A pair of Lubavitcher Yungerleit knocked on the doors of Hollywood looking for Jews with which to bench on the Arba Minim. One of the gentlemen who answered was a man of enormous dimensions and long hair – a true hippie. Our friends offered him the opportunity to make a brocho. Yet he assured them that he already fulfilled the Mitzvoh that morning. Unfazed, the yungerleit emphasized to him the importance of the Mitzvah, the blessings it would bestow upon him personally, the protection it would offer Israel and its soldiers as well its benefits to the entire Jewish nation. But the gentleman insisted that he already made a brocho that day. The chasidim persisted as they continued to impress upon him the importance of the mitzvoh.
Finally, the gentleman told them,” I see you don’t believe me. Follow me inside and I’ll show you the set I made the Brocho on.”
Incredulous, the Chasidim followed him inside, and were awed to behold the beautiful set he showed them.
“Where did you get them from?” they demanded.
“The Lubavitcher Rebbe.”
“This we’ve got to hear.”
“I’m a retired boxer. One time I was teamed up against a black boxer.
“Now, one thing you’ve got to know about boxing. Not always the stronger or the superior boxer wins a tournament. You see, games are at times sponsored. And the sponsors occasionally indicate who they wish to win the match. At this particular game, I was notified that my opponent was to win.
“And so I competed poorly, ensuring my opponent victory. He apparently had it in for me, as he proceeded to beat pulp out of me as I lay defeated. Finally, Emergency services intervened and an ambulance transported me unconscious as good as dead to the hospital.
“In the meantime, I sensed my life ended and I stood before a tribunal of 3 Rabbis who’d now decide my fate, after reviewing my life. 2 quickly said that I wasted my entire life on nonsense and for me to continue living, therefore, serves no purpose.
“But the third Rabbi suggested that they give me one more chance, to which his colleagues readily agreed. I then opened my eyes to find darkness all around me. I felt my body drop. I later learnt that the nurse who carried me to the hospital morgue was stunned when she felt movement in my bag and in her great fear dropped the bag with me inside on the floor.
“After this near death experience, I quit boxing. I earned enough to retire in style. one night in early fall, as I flipped through the TV stations, my wife caught site of a venerated Rabbi addressing an audience of thousands of people in an unintelligible language. As soon as I saw the Rabbi, I swooned. When I got to, I explained my bewildered wife that he had the same face as the famous Rabbi I told her about who saved my life while I was taken away to the morgue.

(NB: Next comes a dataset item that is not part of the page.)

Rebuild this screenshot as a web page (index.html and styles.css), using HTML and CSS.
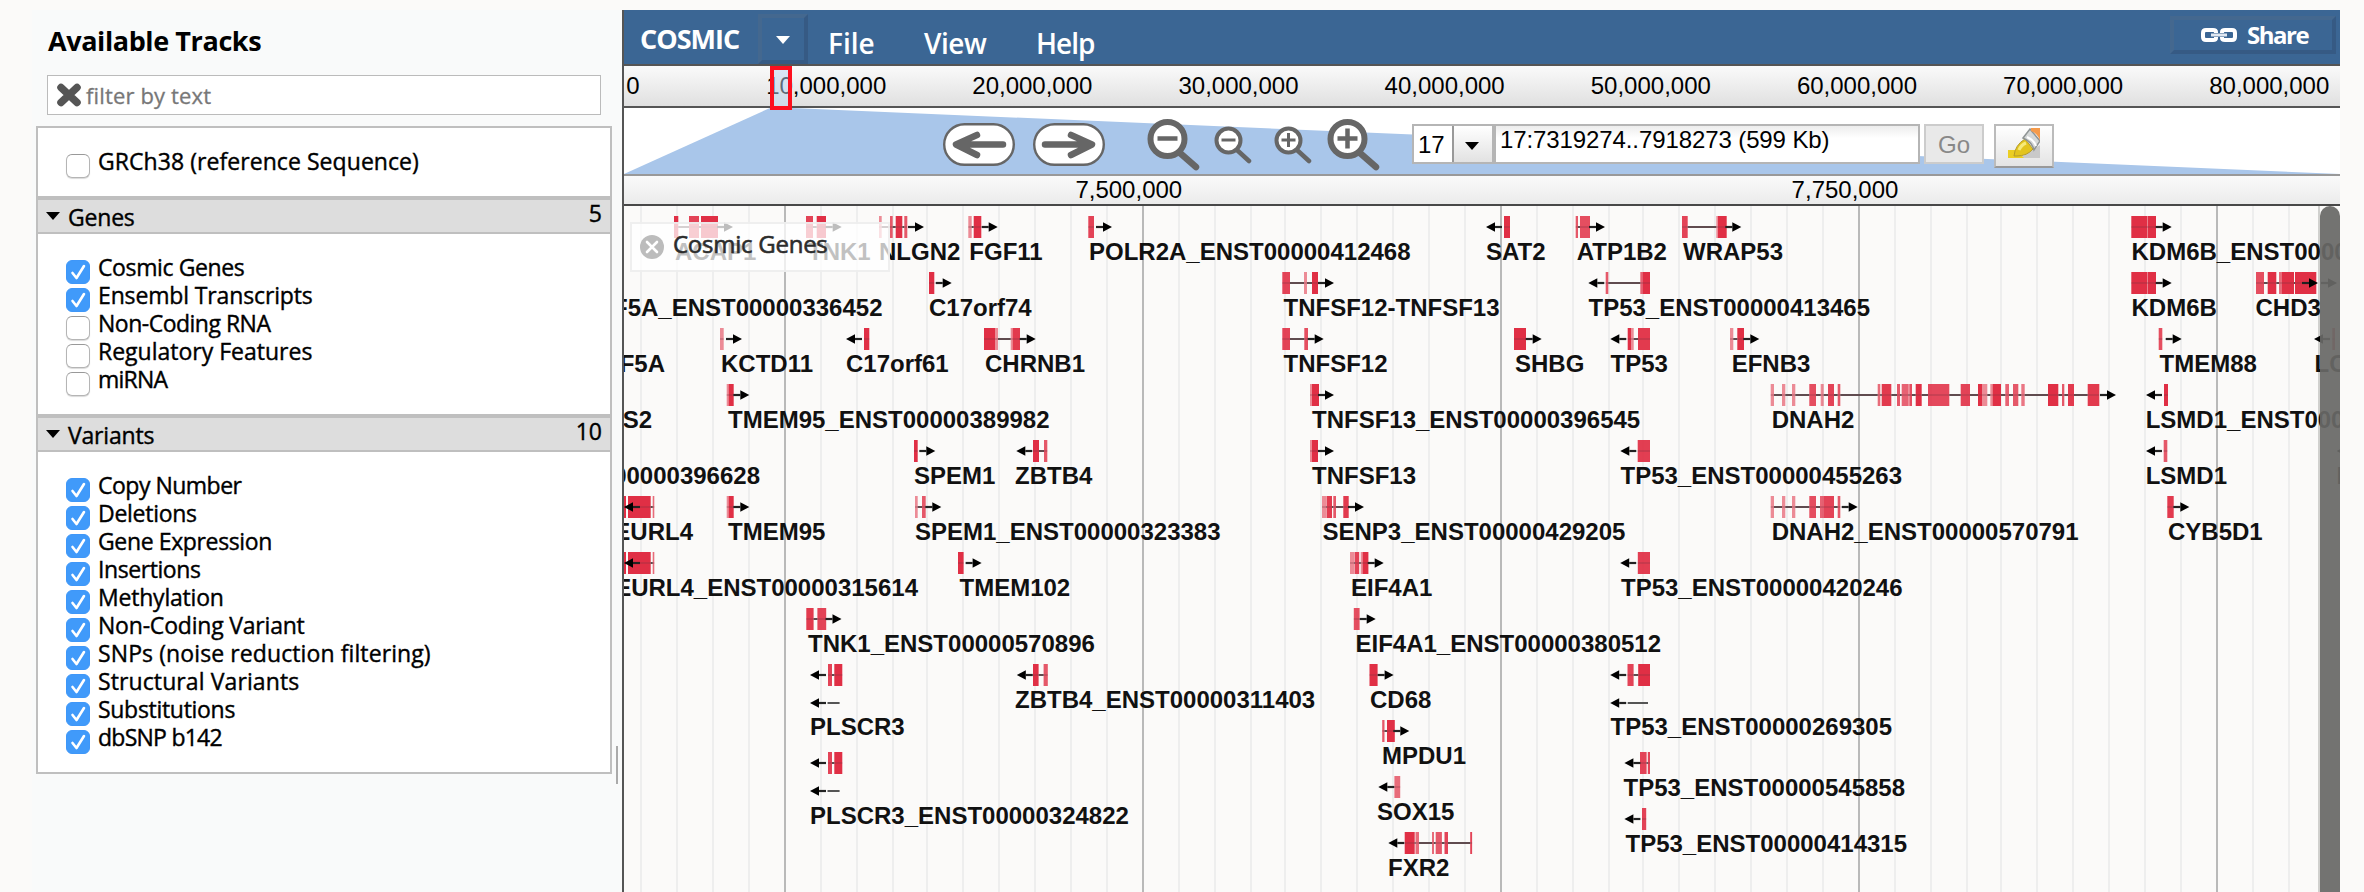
FILE: index.html
```html
<!DOCTYPE html>
<html lang="en">
<head>
<meta charset="utf-8">
<title>COSMIC Genome Browser</title>
<link rel="stylesheet" href="styles.css">
</head>
<body>
<div class="app">
  <aside class="sidebar">
    <h1 class="sidebar-title"><span>Available Tracks</span></h1>
    <div class="filter">
      <svg class="filter-clear" width="26" height="24" viewBox="0 0 26 24"><path d="M5 4.500L21 19.500M21 4.500L5 19.500" stroke="#555" stroke-width="7.500" stroke-linecap="round"/></svg>
      <span class="filter-hint">filter by text</span>
    </div>
    <div class="groups" id="groups"></div>
  </aside>
  <div class="splitter"><i class="grip"></i></div>
  <main class="browser">
    <nav class="menubar">
      <span class="brand">COSMIC</span>
      <span class="brand-drop"><i class="tri tri-light"></i></span>
      <span class="menu menu-file">File</span>
      <span class="menu menu-view">View</span>
      <span class="menu menu-help">Help</span>
      <span class="share">
        <svg width="38" height="16" viewBox="0 0 38 16"><g fill="none" stroke="#fff" stroke-width="4"><path d="M16 6V5Q16 3 13 3H6Q3 3 3 6V10Q3 13 6 13H13Q16 13 16 11V10"/><path d="M22 6V5Q22 3 25 3H32Q35 3 35 6V10Q35 13 32 13H25Q22 13 22 11V10"/></g><path d="M11 8H27" stroke="#dfe7f1" stroke-width="3"/></svg>
        <span class="share-text">Share</span>
      </span>
    </nav>
    <svg class="overview" id="overview" width="1716" height="40" viewBox="624 66 1716 40"></svg>
    <div class="navbox">
      <svg class="navshade" width="1716" height="66" viewBox="624 108 1716 66"><path d="M624 174L770 108H792L2340 174Z" fill="#a9c6ea"/></svg>
      <svg class="pan pan-left" width="72" height="43" viewBox="0 0 72 43"><rect x="1.200" y="1.200" width="69.600" height="40.600" rx="20.300" fill="#fff" stroke="#666" stroke-width="2.400"/><path d="M60 21.500H14M34 12L13 21.500L34 32" fill="none" stroke="#666" stroke-width="6.500" stroke-linecap="round" stroke-linejoin="round"/></svg>
      <svg class="pan pan-right" width="72" height="43" viewBox="0 0 72 43"><rect x="1.200" y="1.200" width="69.600" height="40.600" rx="20.300" fill="#fff" stroke="#666" stroke-width="2.400"/><path d="M12 21.500H58M38 12L59 21.500L38 32" fill="none" stroke="#666" stroke-width="6.500" stroke-linecap="round" stroke-linejoin="round"/></svg>
      <svg class="zoom-out-big" width="54" height="52" viewBox="0 0 54 52"><path d="M33 34L49 48" stroke="#666" stroke-width="6.500" stroke-linecap="round"/><circle cx="20.500" cy="20" r="17" fill="#fff" stroke="#666" stroke-width="6"/><path d="M10.500 19.500H30.500" stroke="#666" stroke-width="4.500"/></svg>
      <svg class="zoom-out" width="38" height="38" viewBox="0 0 38 38"><path d="M23 24L35 35" stroke="#666" stroke-width="4.500" stroke-linecap="round"/><circle cx="14.500" cy="14.500" r="12" fill="#fff" stroke="#666" stroke-width="4"/><path d="M7.500 14H21.500" stroke="#666" stroke-width="3"/></svg>
      <svg class="zoom-in" width="38" height="38" viewBox="0 0 38 38"><path d="M23 24L35 35" stroke="#666" stroke-width="4.500" stroke-linecap="round"/><circle cx="14.500" cy="14.500" r="12" fill="#fff" stroke="#666" stroke-width="4"/><path d="M7.500 14H21.500M14.500 7V21" stroke="#666" stroke-width="3"/></svg>
      <svg class="zoom-in-big" width="54" height="52" viewBox="0 0 54 52"><path d="M33 34L49 48" stroke="#666" stroke-width="6.500" stroke-linecap="round"/><circle cx="20.500" cy="20" r="17" fill="#fff" stroke="#666" stroke-width="6"/><path d="M10.500 19.500H30.500M20.500 9.500V29.500" stroke="#666" stroke-width="4.500"/></svg>
      <div class="chrom"><span class="chrom-value">17</span><span class="chrom-drop"><i class="tri"></i></span></div>
      <div class="location">17:7319274..7918273 (599 Kb)</div>
      <div class="go">Go</div>
      <div class="highlight">
        <svg width="32" height="30" viewBox="0 0 32 30">
          <path d="M12 30L32 17V30Z" fill="#c9c9c9"/>
          <path d="M0 22H8L16 30H0Z" fill="#ebce22"/>
          <path d="M6 28Q7 17 17 11L25 21Q19 28 9 28Z" fill="#e3c41d" stroke="#b39a28" stroke-width="1"/>
          <path d="M11 22Q13 17 18 15" stroke="#f7ea7a" stroke-width="3" fill="none"/>
          <path d="M15 10L22 1L32 13L26 22Q24 14 15 10Z" fill="#d5d8d8" stroke="#8f9494" stroke-width="1.500"/>
          <path d="M19 9Q26 12 28 18" stroke="#fff" stroke-width="2" fill="none"/>
          <path d="M23 0H32V12Q29 5 23 3Z" fill="#f59a4a"/>
        </svg>
      </div>
    </div>
    <svg class="ruler" id="ruler" width="1716" height="28" viewBox="624 176 1716 28"></svg>
    <div class="viewport">
      <svg class="tracks" id="tracks" width="1716" height="686" viewBox="624 206 1716 686"></svg>
      <div class="track-label">
        <svg width="24" height="24" viewBox="0 0 24 24"><circle cx="12" cy="12" r="12" fill="#bcbcbc"/><path d="M7 7L17 17M17 7L7 17" stroke="#fff" stroke-width="2.600" stroke-linecap="round"/></svg>
        <span class="track-label-text">Cosmic Genes</span>
      </div>
      <div class="scrollbar"></div>
    </div>
    <svg class="marker" width="22" height="44" viewBox="0 0 22 44"><rect x="2" y="2" width="18" height="40" fill="#bcd5f0" fill-opacity=".5" stroke="#fd0f1e" stroke-width="4"/></svg>
  </main>
</div>
<script src="app.js"></script>
</body>
</html>
```
FILE: styles.css
```css
* { box-sizing: border-box; }
body { margin: 0; width: 2364px; height: 892px; overflow: hidden; background: #fbfaf9; color: #000; font-family: "Open Sans", "Noto Sans", sans-serif; }
svg { display: block; flex: none; }
.app { display: flex; height: 892px; padding: 10px 24px 0 32px; }

.sidebar { width: 580px; padding: 13px 0 0 4px; background: #f9fafa; }
.sidebar-title { margin: 0 0 16px 12px; font-size: 27px; line-height: 36px; font-weight: 700; letter-spacing: -0.4px; }
.filter { display: flex; align-items: center; width: 554px; height: 40px; margin-left: 11px; padding-left: 8px; border: 1px solid #bbb; background: #fff; }
.filter-hint { margin-left: 4px; color: #777; font-size: 22px; line-height: 38px; letter-spacing: 0.15px; -webkit-text-stroke: 0.3px #777; }
.groups { width: 576px; margin-top: 11px; -webkit-text-stroke: 0.4px #000; }
.group { border: 2px solid #bfbfbf; background: #fff; }
.group-head { display: flex; height: 34px; padding: 1px 8px 0 8px; border-bottom: 2px solid #bfbfbf; background: #ddd; font-size: 23px; line-height: 32px; }
.group-head .tri { margin: 11px 8px 0 0; }
.group-name { flex: 1; letter-spacing: -0.2px; }
.group-count { line-height: 24px; }
.group-body { padding: 19px 0 21px 28px; }
.row { display: flex; height: 28px; font-size: 23px; line-height: 28px; }
.check { width: 24px; height: 24px; margin: 7px 8px 0 0; border: 1px solid #b5b5b5; border-top-color: #999; border-radius: 6px; background: #fff; box-shadow: 0 1px 1px rgba(0,0,0,.15); }
.check-on { border-color: #3f97f8; background: #409afa; box-shadow: none; }
.check-on svg { margin: -1px; }
.tri { display: block; width: 0; height: 0; border: 7px solid transparent; border-top: 8px solid #000; border-bottom: 0; }
.tri-light { border-top-color: #fff; }

.splitter { display: flex; flex-direction: column; width: 10px; padding: 736px 0 0 4px; background: #f9fafa; }
.grip { width: 2px; height: 38px; background: #aaa; }

.browser { position: relative; width: 1718px; border-left: 2px solid #555; }
.menubar { display: flex; height: 56px; border-bottom: 2px solid #555; background: #3b6694; color: #fff; line-height: 54px; }
.brand { width: 118px; margin-left: 16px; padding-top: 2px; font-size: 27px; font-weight: 700; letter-spacing: -1px; }
.brand-drop { width: 50px; height: 50px; margin: 4px 20px 0 0; padding: 18px 0 0 14px; border: 4px solid; border-color: #44688f #365a84 #365a84 #44688f; }
.menu { padding-top: 6px; font-size: 28px; font-weight: 600; letter-spacing: -1px; }
.menu-file { width: 96px; letter-spacing: 0; }
.menu-view { width: 112px; letter-spacing: -0.5px; }
.share { display: flex; align-items: center; width: 166px; height: 38px; margin: 6px 4px 0 auto; padding-left: 26px; border: 4px solid; border-color: #44688f #365a84 #365a84 #44688f; }
.share-text { margin-left: 9px; font-size: 24px; font-weight: 700; line-height: 30px; letter-spacing: -1.5px; }
.overview { height: 40px; background: linear-gradient(#fafafa, #e0e0e0); }
.marker { position: absolute; left: 146px; top: 56px; }
.axis { font-family: "Liberation Sans", Arial, sans-serif; font-size: 24px; }

.navbox { position: relative; display: flex; height: 70px; border-top: 2px solid #555; border-bottom: 2px solid #999; background: #fff; font-family: "Liberation Sans", Arial, sans-serif; font-size: 24px; }
.navshade { position: absolute; left: 0; top: 0; }
.navbox > * { z-index: 1; }
.navbox > .navshade { z-index: 0; }
.pan { margin-top: 15px; }
.pan-left { margin-left: 319px; }
.pan-right { margin-left: 18px; }
.zoom-out-big { margin: 11px 0 0 42px; }
.zoom-out { margin: 18px 0 0 13px; }
.zoom-in { margin: 18px 0 0 22px; }
.zoom-in-big { margin: 11px 0 0 15px; }
.chrom { display: flex; width: 82px; height: 40px; margin: 16px 0 0 31px; border: 2px solid #b5b5b5; background: #fff; }
.chrom-value { width: 38px; padding-left: 4px; line-height: 38px; }
.chrom-drop { flex: 1; padding: 16px 0 0 11px; border-left: 2px solid #999; background: linear-gradient(#fff, #e2e2e2); }
.location { width: 426px; height: 40px; margin-top: 16px; padding-left: 4px; border: 2px solid #b5b5b5; background: linear-gradient(#ededed, #fff 12px); line-height: 28px; letter-spacing: -0.1px; white-space: nowrap; }
.go { width: 60px; height: 40px; margin: 16px 0 0 4px; border: 2px solid #ccc; background: #e9e9e9; color: #888; line-height: 38px; text-align: center; }
.highlight { width: 60px; height: 44px; margin: 16px 0 0 10px; padding: 2px 0 0 12px; border: 2px solid #bbb; border-bottom-color: #999; background: linear-gradient(#fff, #e4e4e4); }

.ruler { background: linear-gradient(#fafafa, #ebebeb); }
.viewport { position: relative; height: 688px; border-top: 2px solid #484848; }
.gene { font-family: "Liberation Sans", Arial, sans-serif; font-size: 24px; font-weight: 700; fill: #111; }
.track-label { position: absolute; left: 6px; top: 16px; display: flex; align-items: center; width: 260px; height: 50px; padding-left: 8px; border: 2px solid rgba(235,235,235,.8); background: rgba(255,255,255,.74); }
.track-label-text { margin: -6px 0 0 9px; color: #2c2c2c; font-size: 24px; line-height: 30px; letter-spacing: -0.25px; -webkit-text-stroke: 0.6px #2c2c2c; }
.scrollbar { position: absolute; right: 0; top: 0; width: 20px; height: 686px; border-radius: 10px 10px 0 0; background: rgba(104,104,102,.93); }
```
FILE: app.js
```js
// Track groups: label, checked state, tracking in px
const groups = [
  { items: [['GRCh38 (reference Sequence)', 0, 0.06]] },
  { name: 'Genes', count: 5, items: [['Cosmic Genes', 1, -0.38], ['Ensembl Transcripts', 1, -0.14], ['Non-Coding RNA', 0, -0.5], ['Regulatory Features', 0, 0], ['miRNA', 0, -0.8]] },
  { name: 'Variants', count: 10, items: [['Copy Number', 1, -0.5], ['Deletions', 1, -0.27], ['Gene Expression', 1, -0.37], ['Insertions', 1, -0.42], ['Methylation', 1, -0.2], ['Non-Coding Variant', 1, -0.2], ['SNPs (noise reduction filtering)', 1, 0.1], ['Structural Variants', 1, 0.1], ['Substitutions', 1, -0.3], ['dbSNP b142', 1, -0.75]] }
];
const tick = '<svg width="24" height="24" viewBox="0 0 24 24"><path d="M6.500 13L10.500 18L18 6" fill="none" stroke="#fff" stroke-width="2.600" stroke-linecap="round" stroke-linejoin="round"/></svg>';
document.getElementById('groups').innerHTML = groups.map(g =>
  '<section class="group">' +
  (g.name ? `<header class="group-head"><i class="tri"></i><span class="group-name">${g.name}</span><span class="group-count">${g.count}</span></header>` : '') +
  '<div class="group-body">' + g.items.map(([t, on, ls]) =>
    `<div class="row"><span class="check${on ? ' check-on' : ''}">${on ? tick : ''}</span><span class="row-text" style="letter-spacing:${ls}px">${t}</span></div>`).join('') +
  '</div></section>').join('');

// Chromosome overview scale
let out = '<text class="axis" x="633" y="94" text-anchor="middle">0</text>';
for (let i = 1; i <= 8; i++) out += `<text class="axis" x="${826.2 + (i - 1) * 206.15}" y="94" text-anchor="middle">${i}0,000,000</text>`;
document.getElementById('overview').innerHTML = out;
document.getElementById('ruler').innerHTML =
  '<text class="axis" x="1128.800" y="198" text-anchor="middle">7,500,000</text><text class="axis" x="1845" y="198" text-anchor="middle">7,750,000</text>';

// Each gene: name, row, label x (negative = right edge), direction, arrow tip x, exons [start, end, opacity]
const P = 0.55;
const dnahHead = [[1770.7,1774,P],[1782,1785.3,P],[1792,1795.3,P],[1809.3,1816,.85]];
const neurl = [[624,626],[628,650.7],[652.7,654.3,.7]];
const kdm = [[2131.3,2147.3],[2147.3,2148,.6],[2148,2156]];
const genes = [
  ['ACAP1',0,675,1,733,[[674,678.3],[689,699,.9],[701,718]]],
  ['TNK1',0,808,1,841.7,[[806,813,.9],[816.7,826]]],
  ['NLGN2',0,879,1,924,[[879,881.7,P],[890,892.7,.8],[895.7,902.3],[904.3,907.3,.8]]],
  ['FGF11',0,969.3,1,997.7,[[968.3,971.7,P],[973.7,981.3]]],
  ['POLR2A_ENST00000412468',0,1089,1,1112,[[1088.3,1094,.9]]],
  ['SAT2',0,1486,-1,1486,[[1504,1510]]],
  ['ATP1B2',0,1576.7,1,1605,[[1575.7,1578,.8],[1580,1590,.85]]],
  ['WRAP53',0,1683,1,1741.3,[[1682,1687.7,.9],[1716.3,1718,P],[1718,1726.7]]],
  ['KDM6B_ENST00000254846',0,2131.5,1,2171.7,kdm],
  ['EIF5A_ENST00000336452',1,-882.5,0,0,[]],
  ['C17orf74',1,929,1,951.7,[[929,934.3]]],
  ['TNFSF12-TNFSF13',1,1283.5,1,1334,[[1282.3,1290,.9],[1304,1307,P],[1312,1318]]],
  ['TP53_ENST00000413465',1,1588.5,-1,1588.3,[[1605.7,1608.3,.8],[1640.3,1643,.75],[1643,1650]]],
  ['KDM6B',1,2131.5,1,2171.7,kdm],
  ['CHD3',1,2255.5,1,2318,[[2256,2264,.85],[2267.7,2276.3],[2279,2282,.7],[2282,2294],[2295,2316.3]]],
  ['EIF5A',2,-665,0,0,[]],
  ['KCTD11',2,721,1,742,[[720,723.7,P]]],
  ['C17orf61',2,846,-1,846,[[864,869.3]]],
  ['CHRNB1',2,985,1,1035.7,[[984,995],[995,998,P],[1010.7,1012.5,P],[1012.5,1020,.95]]],
  ['TNFSF12',2,1283.5,1,1323.7,[[1282.3,1290,.9],[1304.3,1308,.85]]],
  ['SHBG',2,1515,1,1541.7,[[1514,1526]]],
  ['TP53',2,1610.5,-1,1610.3,[[1627.7,1631],[1631,1633.7,P],[1638,1650,.95]]],
  ['EFNB3',2,1731.7,1,1759.3,[[1730,1733.3,P],[1737.3,1744]]],
  ['TMEM88',2,2159.5,1,2181.7,[[2158.7,2162.3,.85]]],
  ['LCE',2,2314.6,-1,2314,[[2332.3,2335,.8]]],
  ['SLC2A4_S2',3,-652,0,0,[]],
  ['TMEM95_ENST00000389982',3,728,1,749.3,[[726.7,728.5,P],[728.5,733.7]]],
  ['TNFSF13_ENST00000396545',3,1312,1,1334,[[1310,1312,P],[1312,1319]]],
  ['DNAH2',3,1771.7,1,2116,[...dnahHead,[1820.7,1823.7,P],[1828,1834,.9],[1837.7,1840.3,.8],[1877.7,1880.3,.7],[1881.7,1891.3,.95],[1897,1900,.8],[1901.7,1908.7,.75],[1909.3,1912,.85],[1915.7,1921.7],[1928,1949.3,.88],[1960.7,1970,.9],[1978,1982],[1982,1987.3,P],[1990.3,1992.5,P],[1992.5,2001],[2005.3,2009,.75],[2013,2018.3,.8],[2021.3,2024.7,.65],[2048,2058.3],[2062,2064.3,.8],[2068,2074,.95],[2087.7,2099.3,.95]]],
  ['LSMD1_ENST00000330767',3,2145.7,-1,2146,[[2164,2168]]],
  ['EIF5A_ENST00000396628',4,-760,0,0,[]],
  ['SPEM1',4,914,1,935.3,[[914,917.7]]],
  ['ZBTB4',4,1015,-1,1016.3,[[1033,1039],[1044,1047.3,.8]]],
  ['TNFSF13',4,1312,1,1334,[[1310,1312,P],[1312,1318]]],
  ['TP53_ENST00000455263',4,1620.5,-1,1620.3,[[1637.7,1650,.93]]],
  ['LSMD1',4,2145.7,-1,2146,[[2163.7,2167.3,.8]]],
  ['D',4,2336.5,-1,2336.7,[]],
  ['NEURL4',5,-693,-1,624,neurl],
  ['TMEM95',5,728,1,749.3,[[726.7,728.5,P],[728.5,733.7]]],
  ['SPEM1_ENST00000323383',5,915,1,941.3,[[915,917.7,P],[922,925.7,.8]]],
  ['SENP3_ENST00000429205',5,1322.5,1,1364,[[1322,1326,P],[1326.5,1332,.95],[1333.3,1336,.8],[1343.3,1348.7,.95]]],
  ['DNAH2_ENST00000570791',5,1771.7,1,1857.7,[...dnahHead,[1820,1824,.75],[1824,1834,.9],[1837.7,1840.3,.8]]],
  ['CYB5D1',5,2168,1,2189.3,[[2167.3,2173.7,.95]]],
  ['NEURL4_ENST00000315614',6,-918,-1,624,neurl],
  ['TMEM102',6,959.5,1,981.6,[[958,963.6]]],
  ['EIF4A1',6,1351,1,1383.7,[[1350,1354,P],[1354.5,1359.2,.9],[1360.7,1362.5,P],[1362.5,1368.4]]],
  ['TP53_ENST00000420246',6,1621,-1,1620.2,[[1637.8,1650,.93]]],
  ['TNK1_ENST00000570896',7,808,1,841.5,[[806.3,813.6,.95],[817.4,826.2,.9]]],
  ['EIF4A1_ENST00000380512',7,1355.5,1,1375.7,[[1353.8,1359.6,.85]]],
  ['PLSCR3',8,810,-1,810,[[828,832,.9],[834.3,842.3]],735,839.6],
  ['PLSCR3_ENST00000324822',9.5714,810,-1,810,[[828,832,.9],[834.3,842.3]],823.5,839.6],
  ['ZBTB4_ENST00000311403',8,1015,-1,1016.8,[[1033,1038.6],[1043.6,1047.8,.8]]],
  ['CD68',8,1370,1,1393.6,[[1369.5,1377.6]]],
  ['MPDU1',9,1382,1,1409.3,[[1382.2,1384.5,.8],[1387,1394.8]]],
  ['SOX15',10,1377,-1,1378.3,[[1394.4,1400.2,.7]]],
  ['FXR2',11,1388,-1,1388.3,[[1404.7,1414.7],[1415.5,1419,.7],[1432,1434,.7],[1435.7,1441.9,.8],[1444.5,1448,.9],[1470.2,1472.1,.9]]],
  ['TP53_ENST00000269305',8,1610.5,-1,1610.2,[[1627.5,1633.6,.9],[1638.2,1650]],735,1648],
  ['TP53_ENST00000545858',9.5714,1623.5,-1,1624.4,[[1640,1646.6,.9],[1647.8,1650,.9]]],
  ['TP53_ENST00000414315',10.5714,1625.5,-1,1624.4,[[1642,1646.2,.9]]]
];

function arrow(tip, dir, y) {
  const b = tip - dir * 9;
  return `<path d="M${tip - dir * 16} ${y}H${b}" stroke="#222" stroke-width="2.200"/><path d="M${tip} ${y}L${b} ${y - 4.8}V${y + 4.8}Z" fill="#000"/>`;
}

let svg = '';
for (let m = 427; m < 2320; m += 358)
  [0, 36, 72, 108, 142, 178, 214, 250, 286, 322].forEach((o, i) => {
    const x = m + o;
    if (x > 624 && x < 2320) svg += `<path d="M${x} 206V892" stroke="${i ? '#eee' : '#b9b9b9'}" stroke-width="2"/>`;
  });
svg += '<path d="M2319 206V892" stroke="#d0d0ce" stroke-width="2"/>';
for (const [name, row, tx, dir, tip, exons, ly, second] of genes) {
  const y = Math.round(216 + row * 56), mid = y + 11;
  for (const [a, b, o] of exons)
    svg += `<rect x="${a}" y="${y}" width="${b - a}" height="22" fill="#e02f45" fill-opacity="${o || 1}"/>`;
  if (exons.length) {
    const a = exons[0][0], b = exons[exons.length - 1][1];
    let prev = a;
    for (const [s, e] of exons) {
      if (s > prev) svg += `<path d="M${prev} ${mid}H${s}" stroke="#555" stroke-width="2"/>`;
      prev = e;
    }
    svg += `<path d="M${a} ${mid}H${b}" stroke="#803040" stroke-width="1.500" opacity=".35"/>`;
  }
  if (dir) svg += arrow(tip, dir, mid);
  if (second) svg += arrow(tip, dir, mid + 28) + `<path d="M${tip + 17.5} ${mid + 28}H${second}" stroke="#555" stroke-width="2"/>`;
  svg += `<text class="gene" x="${Math.abs(tx)}" y="${ly || y + 44}"${tx < 0 ? ' text-anchor="end"' : ''}>${name}</text>`;
}
svg += arrow(2337, 1, 283);
document.getElementById('tracks').innerHTML = svg;
```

“I called the number running across the bottom of the TV screen, demanding to speak to the Rabbi.”
Let me interrupt the narrator’s story momentarily to explain to you that these calls were fielded by a team of Bochrim who sat in the room of WLCC during each weekday farbrengen.
“I was told this was impossible. The Rebbe was addressing a large crowd. I could try the Rebbe’s secretariat on the morrow. Determined, I called the next morning and was informed that the Rebbe doesn’t take phone calls. I could write to him though. And write to him I did.
“Several days later, the secretariat called me back. The Rebbe received my letter and requested that I meet him in his office that same week. My return trip was already paid and booked. [Writer’s note: The narrator briefly repeated to his spellbound listeners what the Rebbe explained to him. Sorry I don’t remember this part.] As the yechidus concluded, the Rebbe said that as we’re approaching Sukkos, he’s handing me a set of 4 minim which he wants me to be sure to use daily throughout the festival.
“And that’s the story of these Arba minim.”